Lord Glenarvan makes it his quest to find Grant; together with his wife, Grant's children and the crew of his yacht, the Duncan, they set off for South America. An unexpected passenger in the form of French geographer Jacques Paganel (he missed his steamer to India by accidentally boarding the Duncan) joins the search. They explore Patagonia, Tristan da Cunha Island, Amsterdam Island, and Australia (a pretext to describe the flora, fauna, and geography of numerous places to the targeted audience).

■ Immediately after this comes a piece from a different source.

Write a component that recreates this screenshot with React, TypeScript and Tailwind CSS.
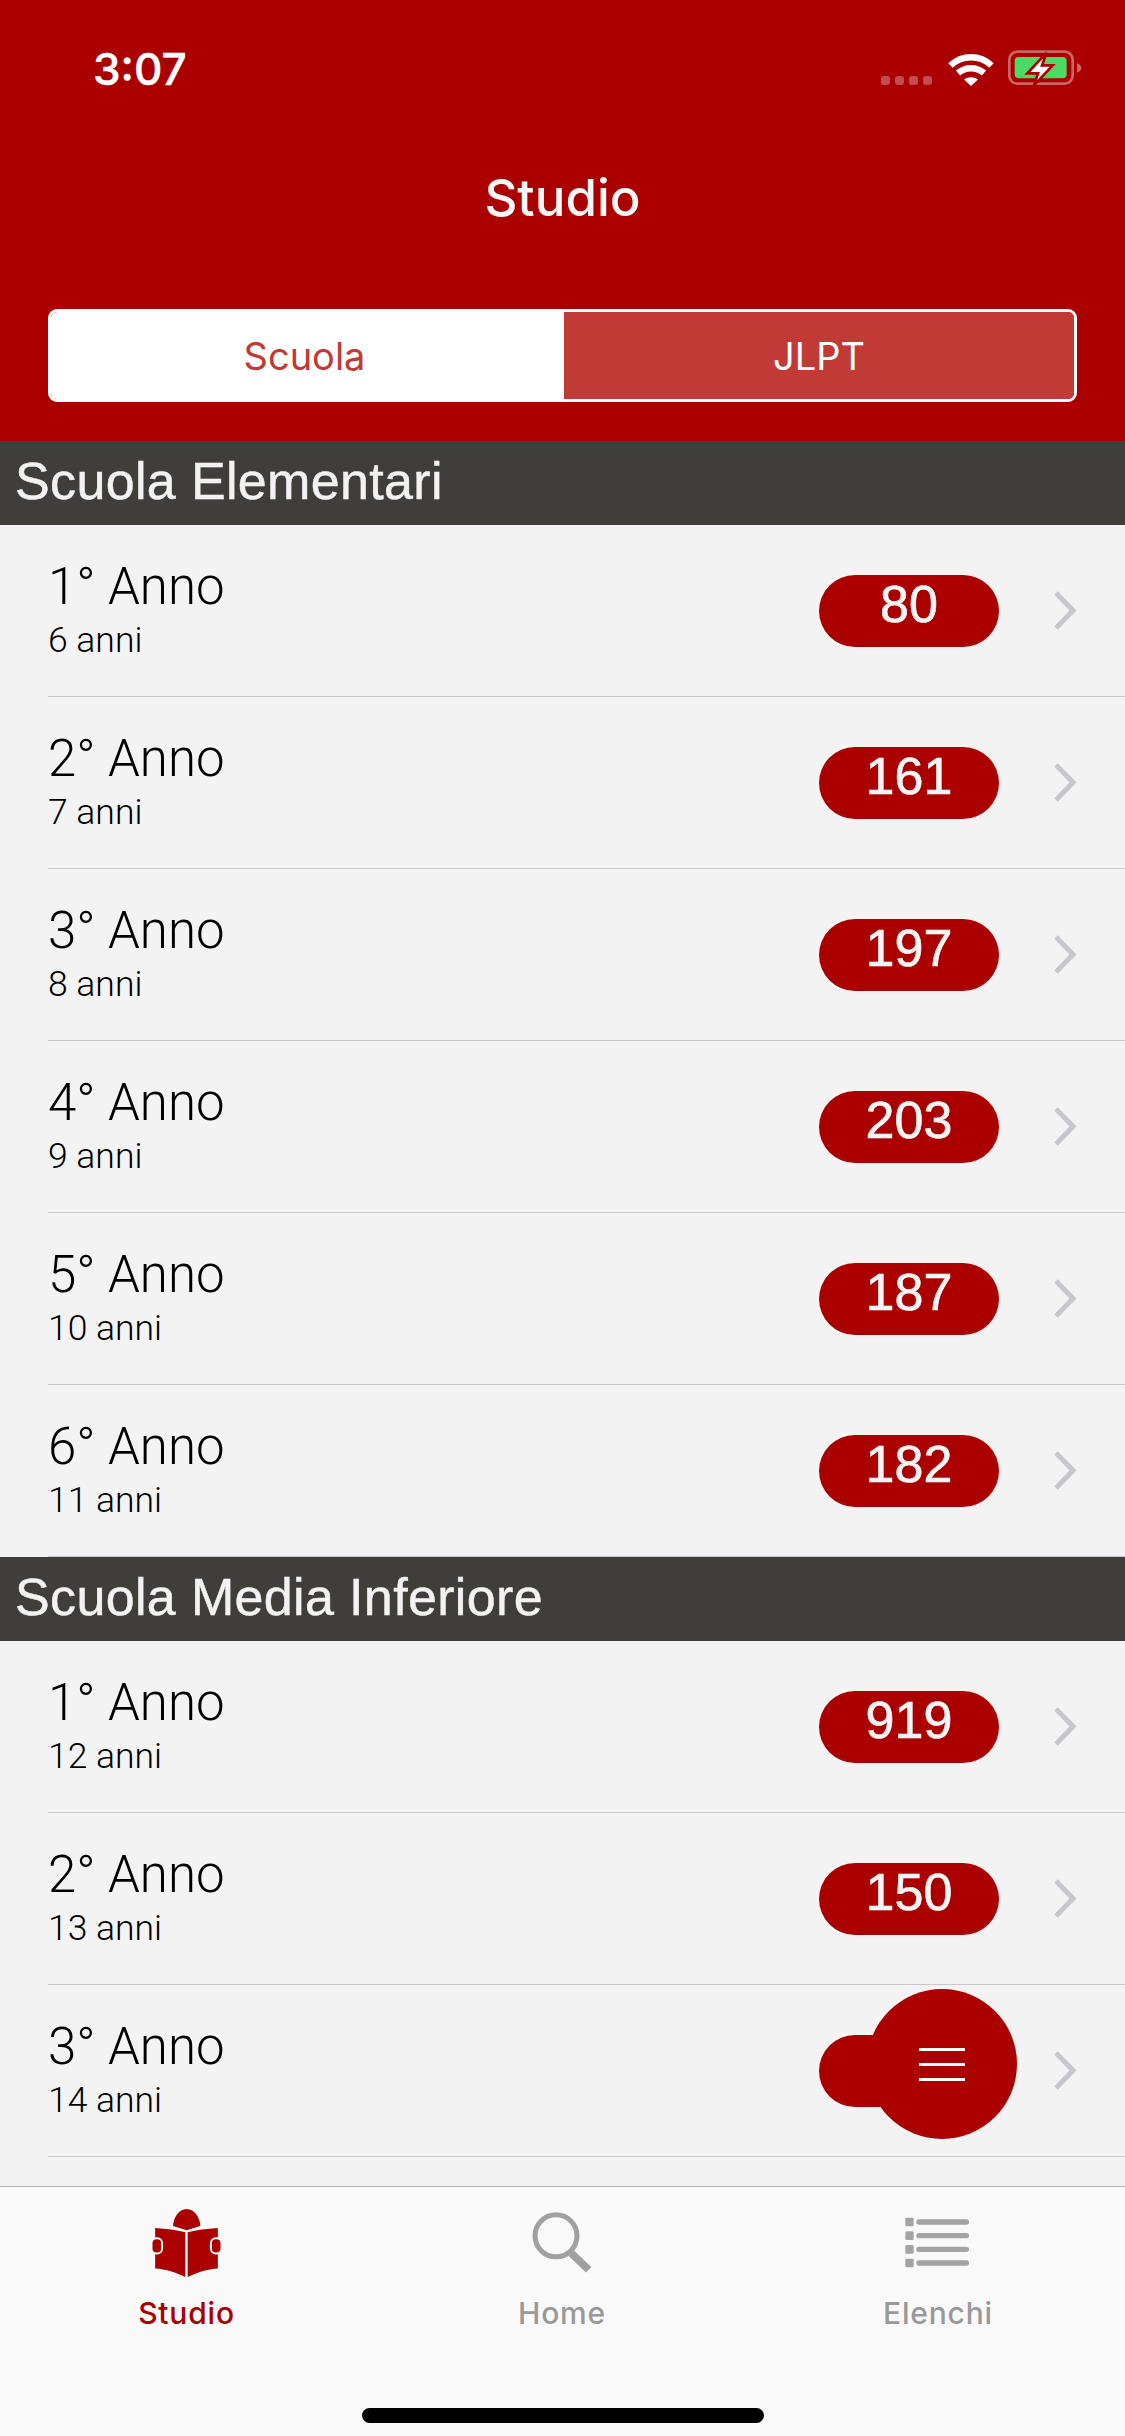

There, they find a former quartermaster of the Britannia, Ayrton, who proposes to lead them to the site of the wreckage. However, Ayrton is a traitor, who was not present during the loss of the Britannia, but was abandoned in Australia after a failed attempt to seize control of the ship to practice piracy. He tries to take control of the Duncan, but by sheer luck, this attempt also fails. However the Glenarvans, the Grant children, Paganel and some sailors are left in Australia, and mistakenly believing that the Duncan is lost, they sail to Auckland, New Zealand, from where they want to come back to Europe. When their ship is wrecked south of Auckland on the New Zealand coast, they are captured by a Māori tribe, but luckily manage to escape and board a ship that they discover, to their astonishment, to be the Duncan.

Ayrton, made a prisoner, offers to trade his knowledge of Captain Grant in exchange for being abandoned on a desert island instead of being surrendered to the British authorities. The Duncan sets sail for Tabor Island, which, by sheer luck, turns out to be Captain Grant's shelter. They leave Ayrton in his place to live among the beasts and regain his humanity.

Ayrton reappears in Verne's later novel, L'Île mystérieuse (The Mysterious Island, 1874).